Experimental results with different pruning ratios consistently verify that proposed SlimYOLOv3 with narrower structure are more efficient, faster and better than YOLOv3, and thus are more suitable for real-time object detection on UAVs. Our codes are made publicly available at this https URL.

NathanHub · August 5, 2019, 9:47am

Adaptation via fine-tuning. Increasing the crop resolution
at test time is effectively a domain shift. A natural way to
compensate for this shift is to fine-tune the model.

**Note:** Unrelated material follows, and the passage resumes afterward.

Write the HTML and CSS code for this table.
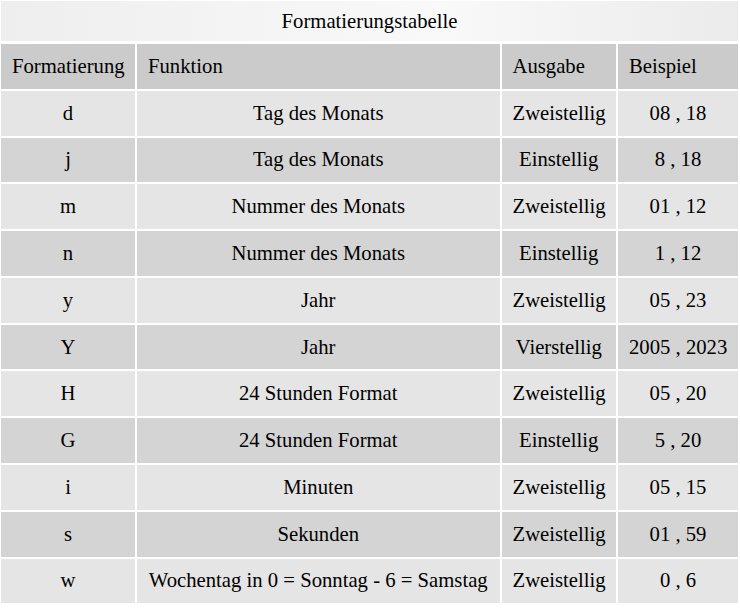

In our case,
we fine-tune on the same training set, after switching from
K train to K test . Here we choose to restrict the fine-tuning to the
very last layers of the network.

So, if I understand correctly, an easy way to get significantly better results is to train a network on a given resolution, then fine-tune it on a bigger resolution (which should be the same than the test resolution).

Isn’t it basically what has been taught in fastai for several years now ? A kind of progressive resizing ? That’s nice to finally read an explanation of it

YJP · August 5, 2019, 11:35pm

Article proposing an additional evaluation criterion (efficiency) for research, Green AI: https://arxiv.org/abs/1907.10597

harikrishnanrajeev · August 6, 2019, 5:58am

Expectation-Maximization Attention Networks for Semantic Segmentation

Expectation-maximization attention (EMA) method, which is an augmented version of self attention.
Expectation maximization Attention Unit (EMAU) applied to a semantic segmentation task.